The Daniell cell is a kind of copper-zinc battery which employs a porous barrier between the two metals. It was invented in 1836 by British chemist John Frederic Daniell. Once used widely in the European telegraph industry, it was supplanted in the late 19th century by more modern battery designs. Today, it is primarily used in the classroom to demonstrate how batteries work.
Italian scientist Alessandro Volta invented the battery in 1800. His design used a column of alternating zinc and copper discs, with brine-saturated pieces of cardboard stacked between each piece of metal. This Voltaic pile was used in many electrical experiments, but with less than an hour of battery life, had no real industrial applications.

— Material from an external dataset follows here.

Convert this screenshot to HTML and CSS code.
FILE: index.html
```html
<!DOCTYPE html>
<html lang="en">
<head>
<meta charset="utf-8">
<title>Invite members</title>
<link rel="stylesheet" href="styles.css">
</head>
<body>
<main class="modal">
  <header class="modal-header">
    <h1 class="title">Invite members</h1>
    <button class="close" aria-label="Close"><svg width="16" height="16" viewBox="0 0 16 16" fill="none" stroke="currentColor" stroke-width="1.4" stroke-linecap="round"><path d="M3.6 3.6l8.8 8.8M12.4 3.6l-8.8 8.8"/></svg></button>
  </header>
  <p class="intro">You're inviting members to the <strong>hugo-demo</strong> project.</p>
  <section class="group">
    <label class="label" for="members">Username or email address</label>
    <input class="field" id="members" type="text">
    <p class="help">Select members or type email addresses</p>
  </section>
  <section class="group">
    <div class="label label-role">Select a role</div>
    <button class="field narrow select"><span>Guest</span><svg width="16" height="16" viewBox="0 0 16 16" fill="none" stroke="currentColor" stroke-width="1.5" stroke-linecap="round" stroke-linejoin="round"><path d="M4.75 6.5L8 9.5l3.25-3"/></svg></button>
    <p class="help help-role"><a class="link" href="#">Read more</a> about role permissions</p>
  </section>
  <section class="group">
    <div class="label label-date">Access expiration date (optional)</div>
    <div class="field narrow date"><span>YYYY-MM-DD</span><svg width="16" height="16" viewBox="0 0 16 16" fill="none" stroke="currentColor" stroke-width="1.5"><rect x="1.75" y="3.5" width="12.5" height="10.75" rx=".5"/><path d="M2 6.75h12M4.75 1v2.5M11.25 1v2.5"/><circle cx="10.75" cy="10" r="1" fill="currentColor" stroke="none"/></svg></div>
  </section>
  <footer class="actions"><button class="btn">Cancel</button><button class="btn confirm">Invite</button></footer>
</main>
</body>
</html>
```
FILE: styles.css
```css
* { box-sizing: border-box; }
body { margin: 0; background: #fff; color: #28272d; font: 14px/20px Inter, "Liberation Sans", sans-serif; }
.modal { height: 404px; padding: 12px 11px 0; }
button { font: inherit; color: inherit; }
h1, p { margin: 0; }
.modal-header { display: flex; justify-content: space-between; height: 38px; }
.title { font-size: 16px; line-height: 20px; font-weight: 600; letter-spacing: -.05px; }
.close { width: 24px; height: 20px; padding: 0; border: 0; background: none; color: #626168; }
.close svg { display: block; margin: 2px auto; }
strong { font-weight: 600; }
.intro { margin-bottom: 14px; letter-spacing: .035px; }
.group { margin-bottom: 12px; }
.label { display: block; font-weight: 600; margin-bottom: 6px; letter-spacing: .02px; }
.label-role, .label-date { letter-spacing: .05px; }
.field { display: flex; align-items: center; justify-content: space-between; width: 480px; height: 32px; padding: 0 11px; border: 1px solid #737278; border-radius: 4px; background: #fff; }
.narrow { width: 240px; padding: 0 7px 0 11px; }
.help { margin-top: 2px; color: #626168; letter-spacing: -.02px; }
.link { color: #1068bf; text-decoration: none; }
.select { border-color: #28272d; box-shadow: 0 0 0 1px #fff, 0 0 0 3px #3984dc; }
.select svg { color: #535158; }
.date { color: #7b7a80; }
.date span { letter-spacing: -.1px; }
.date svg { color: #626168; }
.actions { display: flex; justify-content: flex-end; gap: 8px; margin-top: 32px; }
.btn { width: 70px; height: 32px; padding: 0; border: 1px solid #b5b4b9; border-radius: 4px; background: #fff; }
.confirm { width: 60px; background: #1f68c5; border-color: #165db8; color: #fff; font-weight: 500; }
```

Daniell modified Volta's design to create a battery with a longer life, allowing it to be put to practical use.
The principle behind Daniell's battery and Volta's is the same. A liquid solute called the electrolyte — in Volta's design, the brine between the metal plates — begins to dissolve the zinc and the copper into positively-charged ions. As the ions leave the metal, free electrons remain behind. The zinc dissolves more rapidly than the copper, which means that the zinc soon contains more electrons. If one connects the two pieces of metal with a wire, the electrons will migrate through the wire from the zinc to the copper, creating an electric current.

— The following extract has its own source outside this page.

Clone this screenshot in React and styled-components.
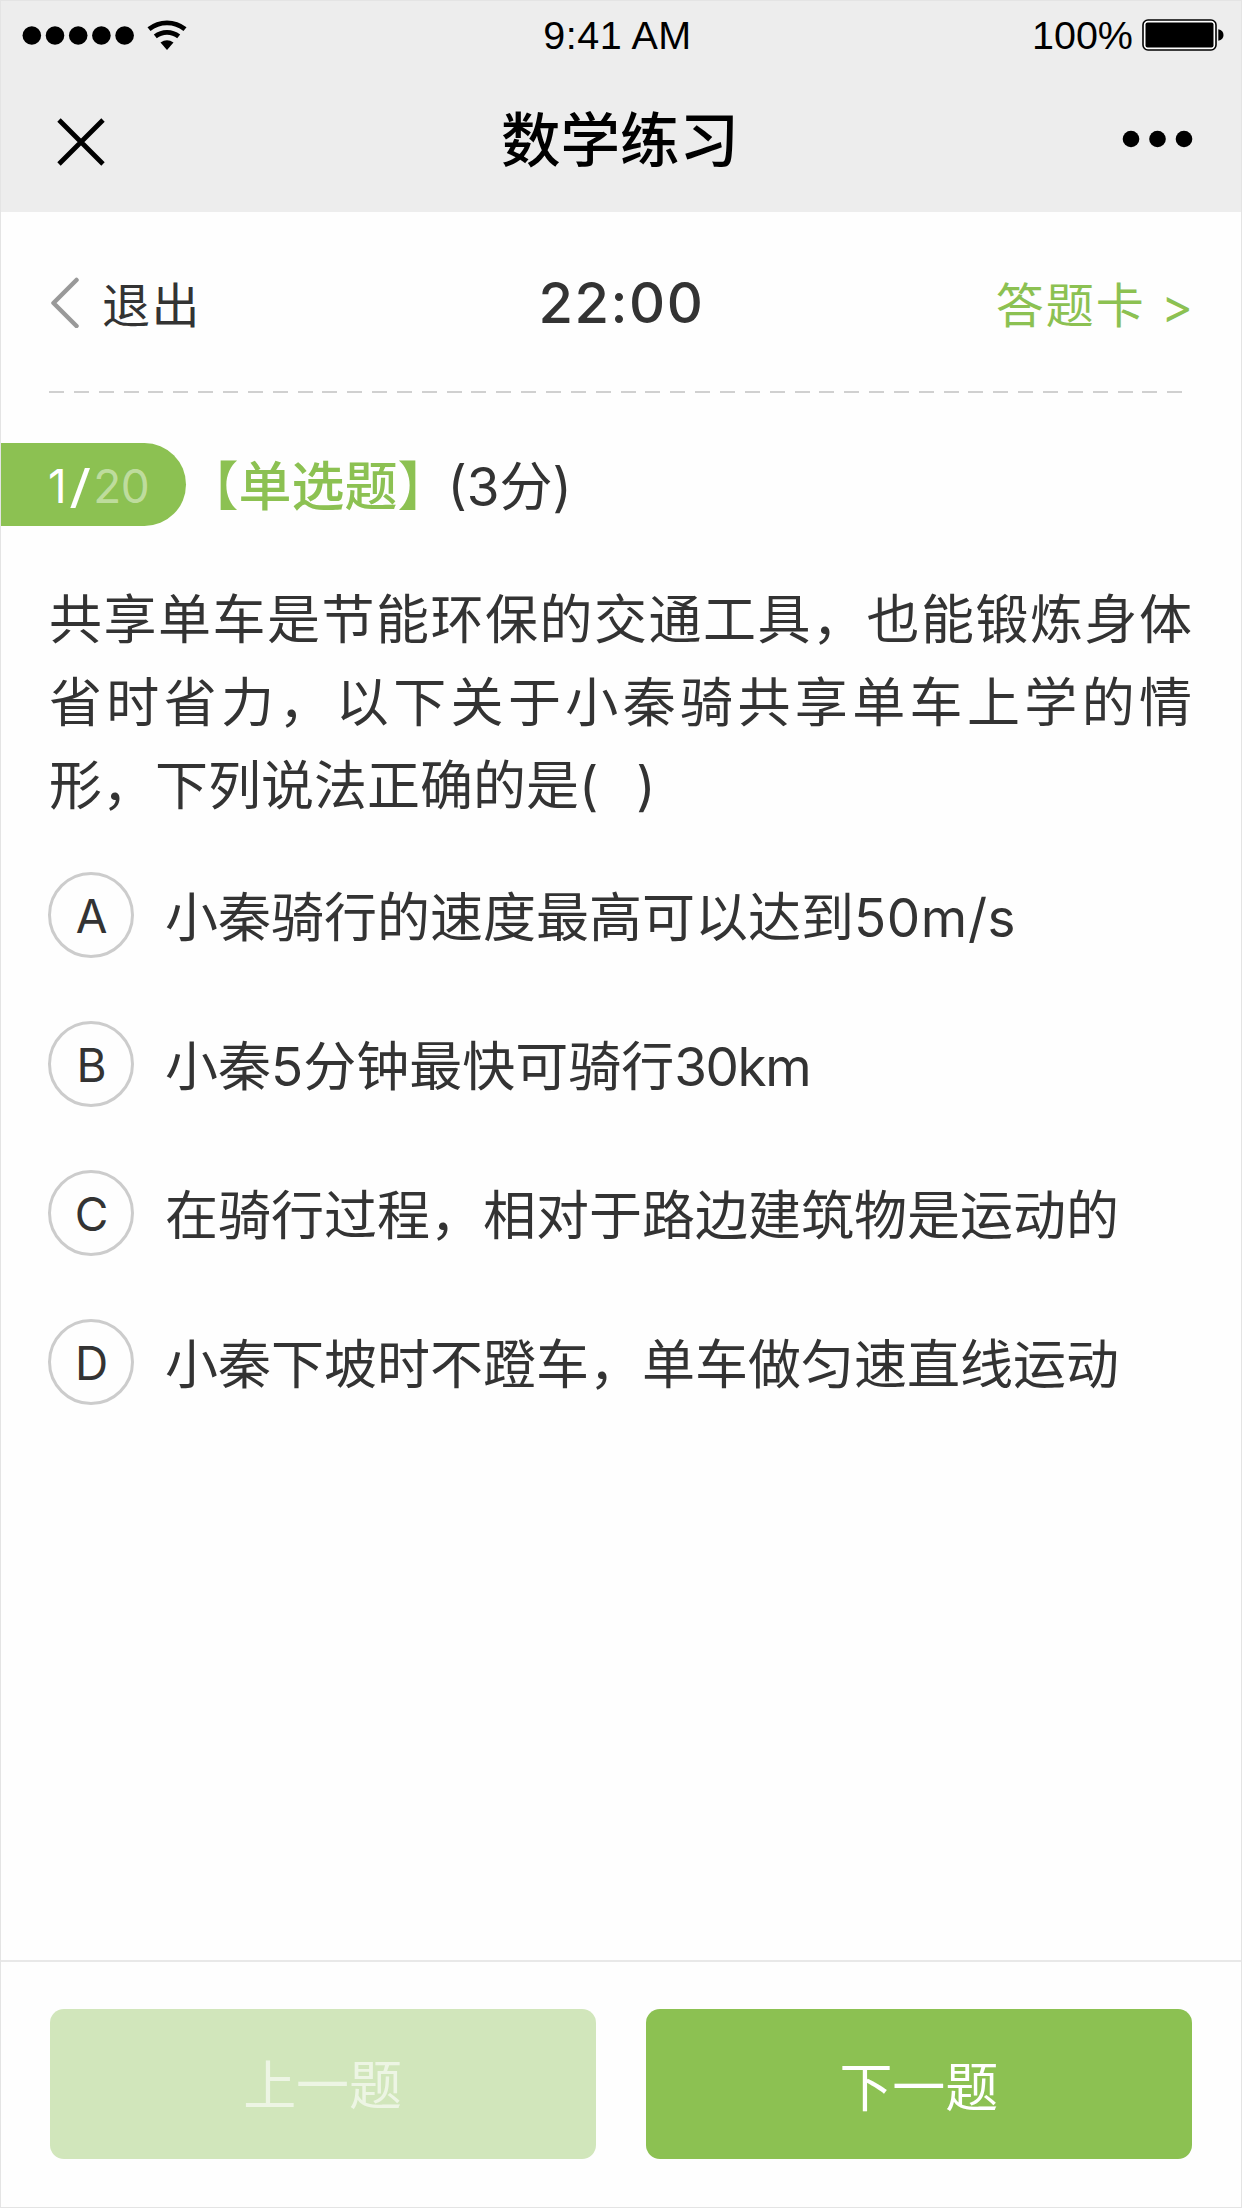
import React from "react";
import styled, { createGlobalStyle } from "styled-components";

const GREEN = "#8cc152";
const INK = "#333333";

const GlobalStyle = createGlobalStyle`
  * { box-sizing: border-box; }
  body { margin: 0; background: #fefefe; }
  button { font: inherit; border: 0; padding: 0; background: none; color: inherit; }
`;

const Screen = styled.div`
  width: 1242px;
  height: 2208px;
  display: flex;
  flex-direction: column;
  border: 1px solid #e4e4e4;
  background: #fefefe;
  color: ${INK};
  font-family: Inter, "Noto Sans CJK SC", sans-serif;
  overflow: hidden;
`;

const Header = styled.header`
  height: 211px;
  flex: none;
  background: #ededed;
  color: #000;
`;

const StatusBar = styled.div`
  height: 68px;
  display: grid;
  grid-template-columns: 1fr auto 1fr;
  align-items: center;
  padding: 0 16px 0 21px;
  font-family: "Liberation Sans", Arial, sans-serif;
  font-size: 39.5px;
  line-height: 68px;
`;

const StatusGroup = styled.div`
  display: flex;
  align-items: center;
  justify-content: ${(p) => (p.$end ? "flex-end" : "flex-start")};
  gap: ${(p) => p.$gap}px;
`;

const Clock = styled.span`
  margin-right: 12px;
  letter-spacing: 0.5px;
`;

const NavBar = styled.div`
  height: 143px;
  display: grid;
  grid-template-columns: 1fr auto 1fr;
  align-items: center;
  padding: 0 48px 0 55px;
`;

const Title = styled.h1`
  margin: 0 9px 0 0;
  font-size: 59.5px;
  font-weight: 500;
  line-height: 143px;
`;

const IconButton = styled.button`
  display: flex;
  justify-self: ${(p) => (p.$end ? "end" : "start")};
  padding-top: ${(p) => (p.$end ? 0 : 2)}px;
  padding-bottom: ${(p) => (p.$end ? 3 : 0)}px;
`;

const ExamBar = styled.div`
  height: 179px;
  flex: none;
  margin: 0 46px 0 48px;
  display: grid;
  grid-template-columns: 1fr auto 1fr;
  align-items: center;
  font-size: 48px;
`;

const ExitButton = styled.button`
  display: flex;
  align-items: center;
  gap: 21px;
  letter-spacing: 1.5px;
`;

const Timer = styled.time`
  padding-top: 2px;
  margin-right: 1px;
  font-size: 56px;
  font-weight: 500;
  letter-spacing: 1.5px;
`;

const AnswerCard = styled.button`
  justify-self: end;
  color: ${GREEN};
  letter-spacing: 2px;
`;

const DashedRule = styled.div`
  height: 2px;
  flex: none;
  width: 1134px;
  margin-left: 48px;
  background: repeating-linear-gradient(90deg, #d0d0d0 0 15px, transparent 15px 24.85px);
`;

const QuestionHead = styled.div`
  display: flex;
  align-items: center;
  height: 83px;
  margin-top: 50px;
  flex: none;
  font-size: 53px;
  line-height: 78px;
`;

const Progress = styled.div`
  width: 184.5px;
  height: 83px;
  padding: 2px 0 0 47px;
  border-radius: 0 42px 42px 0;
  background: ${GREEN};
  color: #fff;
  font-size: 46px;
  line-height: 83px;
`;

const Slash = styled.span`
  display: inline-block;
  margin: 0 5px;
  transform: scaleX(1.35);
`;

const Total = styled.span`
  color: rgba(255, 255, 255, 0.45);
  letter-spacing: -0.5px;
`;

const Kind = styled.span`
  color: ${GREEN};
  font-weight: 500;
  padding-top: 5px;
`;

const Score = styled.span`
  margin-left: -3px;
  padding-top: 5px;
`;

const Question = styled.p`
  margin: 53px 49px 0 48px;
  font-size: 53px;
  line-height: 83px;
  text-align: justify;
  white-space: pre-wrap;
  word-spacing: 4px;
`;

const Options = styled.ul`
  list-style: none;
  margin: 44px 0 0;
  padding: 0 0 0 47px;
  display: flex;
  flex-direction: column;
  gap: 63px;
`;

const Option = styled.li`
  display: flex;
  align-items: center;
  gap: 31px;
  height: 86px;
  font-size: 53px;
`;

const OptionText = styled.span`
  padding-bottom: 3px;
`;

const Amount = styled.span`
  letter-spacing: ${(p) => p.$spacing}px;
`;

const Letter = styled.span`
  width: 86px;
  height: 86px;
  flex: none;
  display: flex;
  align-items: center;
  justify-content: center;
  padding: 2px 0 0 1px;
  border: 3px solid #cccccc;
  border-radius: 50%;
  font-size: 46px;
`;

const Footer = styled.footer`
  margin-top: auto;
  height: 247px;
  flex: none;
  display: flex;
  gap: 50px;
  padding: 47px 49px 0 48.5px;
  border-top: 2px solid #e8e8e8;
`;

const NavButton = styled.button`
  && {
    flex: 1;
    height: 149.5px;
    border-radius: 14px;
    background: ${(p) => (p.$muted ? "#d1e6bb" : GREEN)};
    color: ${(p) => (p.$muted ? "rgba(255, 255, 255, 0.6)" : "#fff")};
    padding-bottom: ${(p) => (p.$muted ? 4 : 0)}px;
    font-size: 53px;
  }
`;

const options = [
  { letter: "A", text: "小秦骑行的速度最高可以达到", amount: "50m/s", spacing: 0.6 },
  { letter: "B", text: "小秦5分钟最快可骑行", amount: "30km", spacing: -1.4 },
  { letter: "C", text: "在骑行过程，相对于路边建筑物是运动的" },
  { letter: "D", text: "小秦下坡时不蹬车，单车做匀速直线运动" },
];

const SignalIcon = () => (
  <svg width="113" height="20" viewBox="0 0 113 20">
    {[0, 1, 2, 3, 4].map((i) => (
      <circle key={i} cx={9.8 + i * 23.2} cy="10.5" r="9.3" />
    ))}
  </svg>
);

const WifiIcon = () => (
  <svg width="40" height="31" viewBox="0 0 40 31">
    <g fill="none" stroke="#000" strokeWidth="4.8">
      <path d="M2 9.2A28.5 28.5 0 0 1 38 9.2" />
      <path d="M8.3 16.4A19 19 0 0 1 31.7 16.4" />
    </g>
    <path d="M13.5 22.6Q20 18 26.5 22.6L20 30Z" />
  </svg>
);

const BatteryIcon = () => (
  <svg width="83" height="32" viewBox="0 0 83 32">
    <rect x="1" y="1" width="73" height="30" rx="5" fill="#fff" stroke="#000" strokeWidth="1.6" />
    <rect x="3.5" y="3.5" width="68" height="25" rx="2" />
    <path d="M76.3 10.2Q81.5 11.2 81.5 16T76.3 21.8Z" />
  </svg>
);

const CloseIcon = () => (
  <svg width="50" height="50" viewBox="0 0 50 50">
    <path d="M3 3L47 47M47 3L3 47" stroke="#000" strokeWidth="4.8" />
  </svg>
);

const MoreIcon = () => (
  <svg width="71" height="18" viewBox="0 0 71 18">
    {[9, 35.5, 62].map((x) => (
      <circle key={x} cx={x} cy="9" r="8.3" />
    ))}
  </svg>
);

const BackIcon = () => (
  <svg width="32" height="52" viewBox="0 0 32 52">
    <path
      d="M27.5 4L4.5 27L27.5 50"
      fill="none"
      stroke="#999"
      strokeWidth="4.5"
      strokeLinecap="round"
      strokeLinejoin="round"
    />
  </svg>
);

export default function App() {
  return (
    <>
      <GlobalStyle />
      <Screen>
        <Header>
          <StatusBar>
            <StatusGroup $gap={12}>
              <SignalIcon />
              <WifiIcon />
            </StatusGroup>
            <Clock>9:41 AM</Clock>
            <StatusGroup $gap={9} $end>
              <span>100%</span>
              <BatteryIcon />
            </StatusGroup>
          </StatusBar>
          <NavBar>
            <IconButton aria-label="关闭">
              <CloseIcon />
            </IconButton>
            <Title>数学练习</Title>
            <IconButton $end aria-label="更多">
              <MoreIcon />
            </IconButton>
          </NavBar>
        </Header>
        <ExamBar>
          <ExitButton>
            <BackIcon />
            退出
          </ExitButton>
          <Timer>22:00</Timer>
          <AnswerCard>答题卡 &gt;</AnswerCard>
        </ExamBar>
        <DashedRule />
        <QuestionHead>
          <Progress>
            1<Slash>/</Slash>
            <Total>20</Total>
          </Progress>
          <Kind>【单选题】</Kind>
          <Score>(3分)</Score>
        </QuestionHead>
        <Question>
          {"共享单车是节能环保的交通工具，也能锻炼身体省时省力，以下关于小秦骑共享单车上学的情形，下列说法正确的是(  )"}
        </Question>
        <Options>
          {options.map(({ letter, text, amount, spacing }) => (
            <Option key={letter}>
              <Letter>{letter}</Letter>
              <OptionText>
                {text}
                {amount && <Amount $spacing={spacing}>{amount}</Amount>}
              </OptionText>
            </Option>
          ))}
        </Options>
        <Footer>
          <NavButton $muted>上一题</NavButton>
          <NavButton>下一题</NavButton>
        </Footer>
      </Screen>
    </>
  );
}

If the zinc and copper are dissolving in the same electrolyte, as in the Voltaic pile, two processes will shorten the life of the battery. If it is being stored without electricity being drawn, then the copper ions in the electrolyte will be drawn to the negatively-charged zinc terminal. These ions will then couple with the electrons in the zinc, neutralizing its charge. Eventually, no more zinc will be available for dissolution. This process is known as reduction.
The other battery-killing process occurs when electricity is being drawn. The zinc ions will push hydrogen in the electrolyte to the copper, where the hydrogen builds up on the surface and eventually halts the flow of electricity. This process is known as polarization. The Daniell cell was designed in response to the twin problems of zinc reduction and polarization. It solves these problems by isolating the zinc and copper in separate electrolytes.
To make a Daniell cell, an unglazed earthenware container can be filled with sulfuric acid and a piece of zinc immersed in it. The container can then be placed inside a copper can which has been filled with copper sulfate. The earthenware barrier keeps the zinc and copper on opposite sides; this keeps the zinc ions from sending hydrogen to the copper, preventing polarization. It also keeps the copper ions away from the zinc, preventing zinc reduction. Daniell referred to his cell as the constant battery because of its prevention of polarization.
The pores in the barrier do allow positively-charged sulfate ions to travel from the copper side to the zinc side. This balances the flow of electrons from the zinc to the copper when the circuit is completed. The amount of electrical potential produced by a Daniell cell was named the volt. The value of the modern volt is slightly different; a Daniell cell produces about 1.1 of today's volts and has an internal resistance of about 2 ohms.